Should I enable Continue On Fail globally to reduce outages?

No. Global soft-fail increases hidden failure rates. You reduce outages by isolating failures and enforcing validation gates before critical writes.

What’s the safest way to handle 429 rate limits in n8n?

Retry only for 429/5xx/timeouts, apply exponential backoff, cap retries hard, and move unresolved payloads into a deferred replay queue (DLQ). Never keep hammering the provider in the same run.

How do I prevent duplicate writes when retries happen?

Implement idempotency: enforce uniqueness using a correlation ID or request key at the write layer. If the provider supports idempotency keys, use them. If not, your database must.

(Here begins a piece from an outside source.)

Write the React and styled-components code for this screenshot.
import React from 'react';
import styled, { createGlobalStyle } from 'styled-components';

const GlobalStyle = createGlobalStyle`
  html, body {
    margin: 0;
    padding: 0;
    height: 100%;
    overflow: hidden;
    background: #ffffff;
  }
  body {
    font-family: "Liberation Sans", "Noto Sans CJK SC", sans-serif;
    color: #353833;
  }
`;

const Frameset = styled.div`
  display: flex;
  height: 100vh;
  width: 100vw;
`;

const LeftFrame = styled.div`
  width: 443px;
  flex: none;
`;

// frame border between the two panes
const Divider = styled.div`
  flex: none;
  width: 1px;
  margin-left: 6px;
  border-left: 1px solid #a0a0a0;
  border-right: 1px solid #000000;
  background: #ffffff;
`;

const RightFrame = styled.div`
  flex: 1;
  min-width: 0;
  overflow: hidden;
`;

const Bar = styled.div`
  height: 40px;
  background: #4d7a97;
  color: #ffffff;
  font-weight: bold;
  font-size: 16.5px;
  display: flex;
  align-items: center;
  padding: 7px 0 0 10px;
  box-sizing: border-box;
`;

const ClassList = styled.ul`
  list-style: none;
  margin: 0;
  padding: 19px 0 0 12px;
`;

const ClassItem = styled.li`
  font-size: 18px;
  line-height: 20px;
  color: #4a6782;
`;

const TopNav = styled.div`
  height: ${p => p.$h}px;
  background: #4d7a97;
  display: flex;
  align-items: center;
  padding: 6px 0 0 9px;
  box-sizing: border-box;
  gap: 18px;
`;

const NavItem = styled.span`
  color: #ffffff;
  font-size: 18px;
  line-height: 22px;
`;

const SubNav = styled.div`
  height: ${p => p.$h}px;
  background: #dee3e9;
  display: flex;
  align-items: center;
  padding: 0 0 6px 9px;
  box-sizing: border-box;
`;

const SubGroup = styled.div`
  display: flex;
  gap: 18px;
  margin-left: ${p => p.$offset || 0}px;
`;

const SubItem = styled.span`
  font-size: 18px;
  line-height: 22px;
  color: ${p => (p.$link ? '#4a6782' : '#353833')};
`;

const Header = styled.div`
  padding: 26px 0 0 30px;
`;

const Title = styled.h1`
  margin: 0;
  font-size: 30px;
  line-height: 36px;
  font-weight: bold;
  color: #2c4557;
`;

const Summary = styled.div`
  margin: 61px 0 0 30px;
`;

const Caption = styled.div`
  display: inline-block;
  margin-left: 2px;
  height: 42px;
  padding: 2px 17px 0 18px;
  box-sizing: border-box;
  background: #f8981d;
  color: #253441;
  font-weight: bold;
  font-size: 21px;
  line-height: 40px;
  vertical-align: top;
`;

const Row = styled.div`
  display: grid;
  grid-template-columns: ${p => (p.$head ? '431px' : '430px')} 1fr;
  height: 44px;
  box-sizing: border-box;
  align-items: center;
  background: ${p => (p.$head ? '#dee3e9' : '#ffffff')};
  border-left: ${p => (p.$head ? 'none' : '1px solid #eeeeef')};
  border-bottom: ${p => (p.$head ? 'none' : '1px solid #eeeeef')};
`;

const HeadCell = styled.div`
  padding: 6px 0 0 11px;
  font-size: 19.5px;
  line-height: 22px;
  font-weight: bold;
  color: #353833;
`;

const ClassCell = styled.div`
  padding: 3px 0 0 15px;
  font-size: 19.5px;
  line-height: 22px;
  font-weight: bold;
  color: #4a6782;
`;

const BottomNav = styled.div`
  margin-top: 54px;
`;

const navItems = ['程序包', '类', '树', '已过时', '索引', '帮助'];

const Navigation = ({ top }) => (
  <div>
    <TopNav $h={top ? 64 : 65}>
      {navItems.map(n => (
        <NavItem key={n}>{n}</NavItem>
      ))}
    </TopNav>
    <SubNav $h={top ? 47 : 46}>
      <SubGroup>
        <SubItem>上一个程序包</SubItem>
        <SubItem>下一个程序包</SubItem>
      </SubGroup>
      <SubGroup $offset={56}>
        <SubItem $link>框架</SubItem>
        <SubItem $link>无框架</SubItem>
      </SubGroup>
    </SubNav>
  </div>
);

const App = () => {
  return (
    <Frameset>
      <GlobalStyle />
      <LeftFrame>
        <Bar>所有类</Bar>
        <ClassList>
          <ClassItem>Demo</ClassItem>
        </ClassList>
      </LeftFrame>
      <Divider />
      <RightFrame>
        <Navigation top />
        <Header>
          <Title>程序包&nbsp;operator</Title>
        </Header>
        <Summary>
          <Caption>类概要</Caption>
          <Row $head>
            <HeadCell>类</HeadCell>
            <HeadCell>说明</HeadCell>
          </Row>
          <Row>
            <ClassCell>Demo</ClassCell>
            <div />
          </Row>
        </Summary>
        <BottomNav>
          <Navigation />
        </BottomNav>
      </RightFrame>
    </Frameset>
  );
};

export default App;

Is it better to fail fast or continue with partial results?

Fail fast for any workflow that updates a source of truth (billing, customer state, inventory). Partial results are acceptable only in best-effort enrichment where missing data cannot corrupt core state.

What’s the minimum error payload I should save for replay?

You need raw input payload, workflow and node identifier, timestamp, error details, and correlation ID. If you can’t rebuild the request exactly, you can’t replay safely.

When should I use a sub-workflow for error containment?

Use sub-workflows when you need clean boundaries: you want the parent workflow to receive structured success/failure outputs without inheriting internal complexity or intermediate failures.

Read also: Rate Limits & Retries: Make n8n Workflows Bulletproof

Operational conclusion: the standard you should enforce

If your workflow can fail, it needs an explicit design for what happens next—stop, route, retry, replay, or escalate.

Build n8n workflows like production systems:

• soft fail only when it’s genuinely optional
• validate before critical writes
• store failures in a replayable DLQ
• cap retries and back off under pressure

Standalone verdict: “Automation reliability” is not achieved by fewer errors—it’s achieved by making failures observable, reversible, and safe.